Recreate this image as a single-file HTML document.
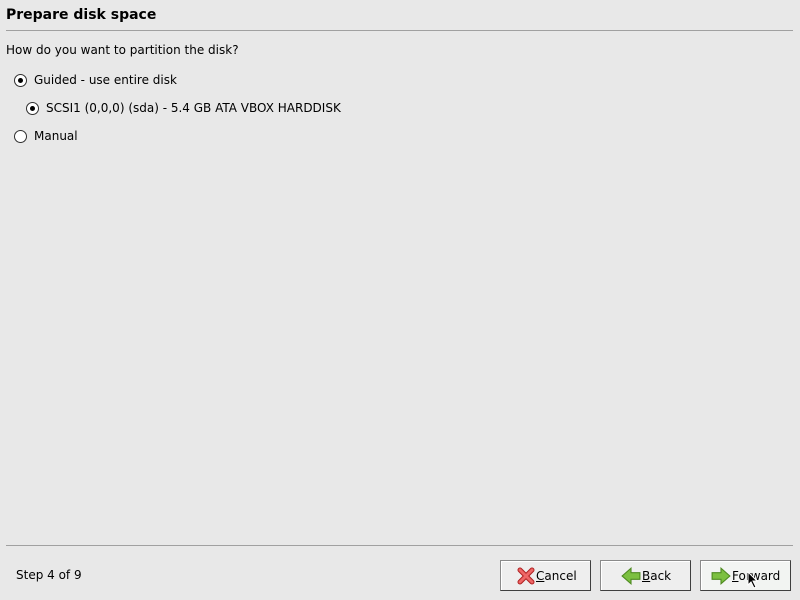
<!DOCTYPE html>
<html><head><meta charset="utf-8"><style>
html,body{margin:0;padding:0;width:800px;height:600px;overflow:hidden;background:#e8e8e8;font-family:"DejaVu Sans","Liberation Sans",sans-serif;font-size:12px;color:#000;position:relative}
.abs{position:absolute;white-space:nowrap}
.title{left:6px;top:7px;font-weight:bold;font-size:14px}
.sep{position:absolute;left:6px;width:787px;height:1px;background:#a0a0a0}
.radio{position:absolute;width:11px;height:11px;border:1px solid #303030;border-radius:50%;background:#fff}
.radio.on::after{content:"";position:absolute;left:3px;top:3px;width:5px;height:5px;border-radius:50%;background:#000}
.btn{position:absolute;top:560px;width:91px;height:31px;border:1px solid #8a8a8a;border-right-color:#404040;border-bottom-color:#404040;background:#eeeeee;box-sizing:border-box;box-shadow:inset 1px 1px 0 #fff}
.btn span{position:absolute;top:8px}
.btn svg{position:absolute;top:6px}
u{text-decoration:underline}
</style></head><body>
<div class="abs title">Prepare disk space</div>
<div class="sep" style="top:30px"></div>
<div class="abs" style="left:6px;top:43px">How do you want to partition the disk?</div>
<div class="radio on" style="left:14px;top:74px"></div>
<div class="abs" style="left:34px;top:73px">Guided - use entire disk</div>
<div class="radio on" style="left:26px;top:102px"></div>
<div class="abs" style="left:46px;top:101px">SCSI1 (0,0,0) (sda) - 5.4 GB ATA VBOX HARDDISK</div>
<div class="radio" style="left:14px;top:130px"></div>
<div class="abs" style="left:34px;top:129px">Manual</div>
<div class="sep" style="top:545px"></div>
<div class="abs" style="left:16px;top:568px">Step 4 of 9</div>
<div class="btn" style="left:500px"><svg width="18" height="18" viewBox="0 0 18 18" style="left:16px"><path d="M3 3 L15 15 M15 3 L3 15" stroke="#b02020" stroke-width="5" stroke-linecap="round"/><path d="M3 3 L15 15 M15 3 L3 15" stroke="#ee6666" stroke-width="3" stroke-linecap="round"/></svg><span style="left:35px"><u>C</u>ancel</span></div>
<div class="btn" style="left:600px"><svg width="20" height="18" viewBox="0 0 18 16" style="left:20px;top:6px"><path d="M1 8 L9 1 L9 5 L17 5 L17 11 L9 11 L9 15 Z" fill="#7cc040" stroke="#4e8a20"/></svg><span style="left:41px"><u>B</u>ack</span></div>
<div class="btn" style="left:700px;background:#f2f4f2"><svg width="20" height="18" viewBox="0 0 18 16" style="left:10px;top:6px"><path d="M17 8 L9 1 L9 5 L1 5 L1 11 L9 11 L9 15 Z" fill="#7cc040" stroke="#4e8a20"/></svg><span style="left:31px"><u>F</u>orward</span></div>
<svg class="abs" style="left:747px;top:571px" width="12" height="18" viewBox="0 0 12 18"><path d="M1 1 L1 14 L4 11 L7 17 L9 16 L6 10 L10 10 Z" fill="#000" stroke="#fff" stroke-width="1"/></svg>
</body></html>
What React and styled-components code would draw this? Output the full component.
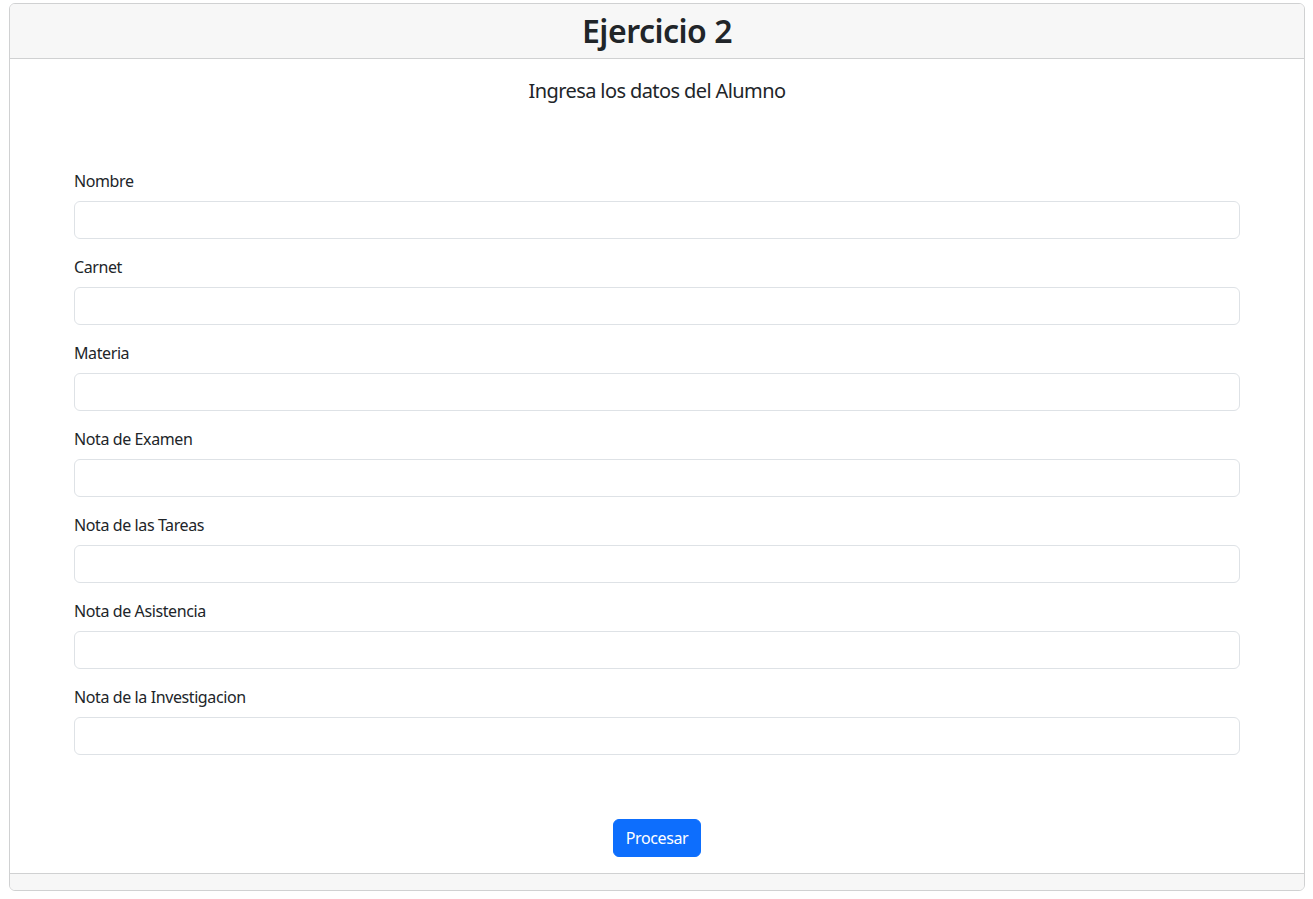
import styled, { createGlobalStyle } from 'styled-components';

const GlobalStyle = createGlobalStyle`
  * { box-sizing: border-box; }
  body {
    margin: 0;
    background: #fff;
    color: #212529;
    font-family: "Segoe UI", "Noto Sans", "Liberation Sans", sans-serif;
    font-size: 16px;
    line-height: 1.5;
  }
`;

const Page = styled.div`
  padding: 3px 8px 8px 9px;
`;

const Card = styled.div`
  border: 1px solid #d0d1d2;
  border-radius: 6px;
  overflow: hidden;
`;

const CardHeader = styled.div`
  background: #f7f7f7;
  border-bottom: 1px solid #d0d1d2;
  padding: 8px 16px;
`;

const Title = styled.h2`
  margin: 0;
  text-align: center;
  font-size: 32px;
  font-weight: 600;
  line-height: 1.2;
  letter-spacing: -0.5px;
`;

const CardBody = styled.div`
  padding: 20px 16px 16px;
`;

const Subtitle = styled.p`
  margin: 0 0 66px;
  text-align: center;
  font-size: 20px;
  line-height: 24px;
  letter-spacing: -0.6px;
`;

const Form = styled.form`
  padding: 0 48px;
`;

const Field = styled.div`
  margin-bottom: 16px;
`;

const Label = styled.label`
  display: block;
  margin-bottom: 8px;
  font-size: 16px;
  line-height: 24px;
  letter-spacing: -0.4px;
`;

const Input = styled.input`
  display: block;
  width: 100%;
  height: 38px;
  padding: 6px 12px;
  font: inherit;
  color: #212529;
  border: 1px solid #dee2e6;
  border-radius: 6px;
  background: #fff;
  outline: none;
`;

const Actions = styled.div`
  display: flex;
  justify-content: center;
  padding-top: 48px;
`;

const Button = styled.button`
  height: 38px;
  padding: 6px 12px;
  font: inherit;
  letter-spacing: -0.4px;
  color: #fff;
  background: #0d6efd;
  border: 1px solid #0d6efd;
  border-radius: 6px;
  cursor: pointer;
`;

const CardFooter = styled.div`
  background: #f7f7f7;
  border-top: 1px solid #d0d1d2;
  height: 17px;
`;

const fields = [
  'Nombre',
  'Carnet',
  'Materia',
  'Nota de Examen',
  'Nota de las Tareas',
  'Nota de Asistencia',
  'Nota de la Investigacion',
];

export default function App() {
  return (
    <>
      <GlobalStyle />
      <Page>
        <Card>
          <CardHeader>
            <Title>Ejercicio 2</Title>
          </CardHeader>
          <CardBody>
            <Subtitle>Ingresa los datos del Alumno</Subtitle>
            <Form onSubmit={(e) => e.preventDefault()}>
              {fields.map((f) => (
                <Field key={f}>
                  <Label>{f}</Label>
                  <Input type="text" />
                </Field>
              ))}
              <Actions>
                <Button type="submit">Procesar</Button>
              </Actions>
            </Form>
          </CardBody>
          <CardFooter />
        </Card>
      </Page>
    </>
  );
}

▸ WHAT YOU ARE ASKED TO DO:
Print each of the records above exactly as written, leaving no picture in the copy.

▸ EXERCISE ANSWER:
Recreate this image as a single-file HTML document.
<!DOCTYPE html>
<html><head><meta charset="utf-8"><style>
html,body{margin:0;padding:0;width:800px;height:600px;overflow:hidden;background:#e8e8e8;font-family:"DejaVu Sans","Liberation Sans",sans-serif;font-size:12px;color:#000;position:relative}
.abs{position:absolute;white-space:nowrap}
.title{left:6px;top:7px;font-weight:bold;font-size:14px}
.sep{position:absolute;left:6px;width:787px;height:1px;background:#a0a0a0}
.radio{position:absolute;width:11px;height:11px;border:1px solid #303030;border-radius:50%;background:#fff}
.radio.on::after{content:"";position:absolute;left:3px;top:3px;width:5px;height:5px;border-radius:50%;background:#000}
.btn{position:absolute;top:560px;width:91px;height:31px;border:1px solid #8a8a8a;border-right-color:#404040;border-bottom-color:#404040;background:#eeeeee;box-sizing:border-box;box-shadow:inset 1px 1px 0 #fff}
.btn span{position:absolute;top:8px}
.btn svg{position:absolute;top:6px}
u{text-decoration:underline}
</style></head><body>
<div class="abs title">Prepare disk space</div>
<div class="sep" style="top:30px"></div>
<div class="abs" style="left:6px;top:43px">How do you want to partition the disk?</div>
<div class="radio on" style="left:14px;top:74px"></div>
<div class="abs" style="left:34px;top:73px">Guided - use entire disk</div>
<div class="radio on" style="left:26px;top:102px"></div>
<div class="abs" style="left:46px;top:101px">SCSI1 (0,0,0) (sda) - 5.4 GB ATA VBOX HARDDISK</div>
<div class="radio" style="left:14px;top:130px"></div>
<div class="abs" style="left:34px;top:129px">Manual</div>
<div class="sep" style="top:545px"></div>
<div class="abs" style="left:16px;top:568px">Step 4 of 9</div>
<div class="btn" style="left:500px"><svg width="18" height="18" viewBox="0 0 18 18" style="left:16px"><path d="M3 3 L15 15 M15 3 L3 15" stroke="#b02020" stroke-width="5" stroke-linecap="round"/><path d="M3 3 L15 15 M15 3 L3 15" stroke="#ee6666" stroke-width="3" stroke-linecap="round"/></svg><span style="left:35px"><u>C</u>ancel</span></div>
<div class="btn" style="left:600px"><svg width="20" height="18" viewBox="0 0 18 16" style="left:20px;top:6px"><path d="M1 8 L9 1 L9 5 L17 5 L17 11 L9 11 L9 15 Z" fill="#7cc040" stroke="#4e8a20"/></svg><span style="left:41px"><u>B</u>ack</span></div>
<div class="btn" style="left:700px;background:#f2f4f2"><svg width="20" height="18" viewBox="0 0 18 16" style="left:10px;top:6px"><path d="M17 8 L9 1 L9 5 L1 5 L1 11 L9 11 L9 15 Z" fill="#7cc040" stroke="#4e8a20"/></svg><span style="left:31px"><u>F</u>orward</span></div>
<svg class="abs" style="left:747px;top:571px" width="12" height="18" viewBox="0 0 12 18"><path d="M1 1 L1 14 L4 11 L7 17 L9 16 L6 10 L10 10 Z" fill="#000" stroke="#fff" stroke-width="1"/></svg>
</body></html>
What React and styled-components code would draw this? Output the full component.
import styled, { createGlobalStyle } from 'styled-components';

const GlobalStyle = createGlobalStyle`
  * { box-sizing: border-box; }
  body {
    margin: 0;
    background: #fff;
    color: #212529;
    font-family: "Segoe UI", "Noto Sans", "Liberation Sans", sans-serif;
    font-size: 16px;
    line-height: 1.5;
  }
`;

const Page = styled.div`
  padding: 3px 8px 8px 9px;
`;

const Card = styled.div`
  border: 1px solid #d0d1d2;
  border-radius: 6px;
  overflow: hidden;
`;

const CardHeader = styled.div`
  background: #f7f7f7;
  border-bottom: 1px solid #d0d1d2;
  padding: 8px 16px;
`;

const Title = styled.h2`
  margin: 0;
  text-align: center;
  font-size: 32px;
  font-weight: 600;
  line-height: 1.2;
  letter-spacing: -0.5px;
`;

const CardBody = styled.div`
  padding: 20px 16px 16px;
`;

const Subtitle = styled.p`
  margin: 0 0 66px;
  text-align: center;
  font-size: 20px;
  line-height: 24px;
  letter-spacing: -0.6px;
`;

const Form = styled.form`
  padding: 0 48px;
`;

const Field = styled.div`
  margin-bottom: 16px;
`;

const Label = styled.label`
  display: block;
  margin-bottom: 8px;
  font-size: 16px;
  line-height: 24px;
  letter-spacing: -0.4px;
`;

const Input = styled.input`
  display: block;
  width: 100%;
  height: 38px;
  padding: 6px 12px;
  font: inherit;
  color: #212529;
  border: 1px solid #dee2e6;
  border-radius: 6px;
  background: #fff;
  outline: none;
`;

const Actions = styled.div`
  display: flex;
  justify-content: center;
  padding-top: 48px;
`;

const Button = styled.button`
  height: 38px;
  padding: 6px 12px;
  font: inherit;
  letter-spacing: -0.4px;
  color: #fff;
  background: #0d6efd;
  border: 1px solid #0d6efd;
  border-radius: 6px;
  cursor: pointer;
`;

const CardFooter = styled.div`
  background: #f7f7f7;
  border-top: 1px solid #d0d1d2;
  height: 17px;
`;

const fields = [
  'Nombre',
  'Carnet',
  'Materia',
  'Nota de Examen',
  'Nota de las Tareas',
  'Nota de Asistencia',
  'Nota de la Investigacion',
];

export default function App() {
  return (
    <>
      <GlobalStyle />
      <Page>
        <Card>
          <CardHeader>
            <Title>Ejercicio 2</Title>
          </CardHeader>
          <CardBody>
            <Subtitle>Ingresa los datos del Alumno</Subtitle>
            <Form onSubmit={(e) => e.preventDefault()}>
              {fields.map((f) => (
                <Field key={f}>
                  <Label>{f}</Label>
                  <Input type="text" />
                </Field>
              ))}
              <Actions>
                <Button type="submit">Procesar</Button>
              </Actions>
            </Form>
          </CardBody>
          <CardFooter />
        </Card>
      </Page>
    </>
  );
}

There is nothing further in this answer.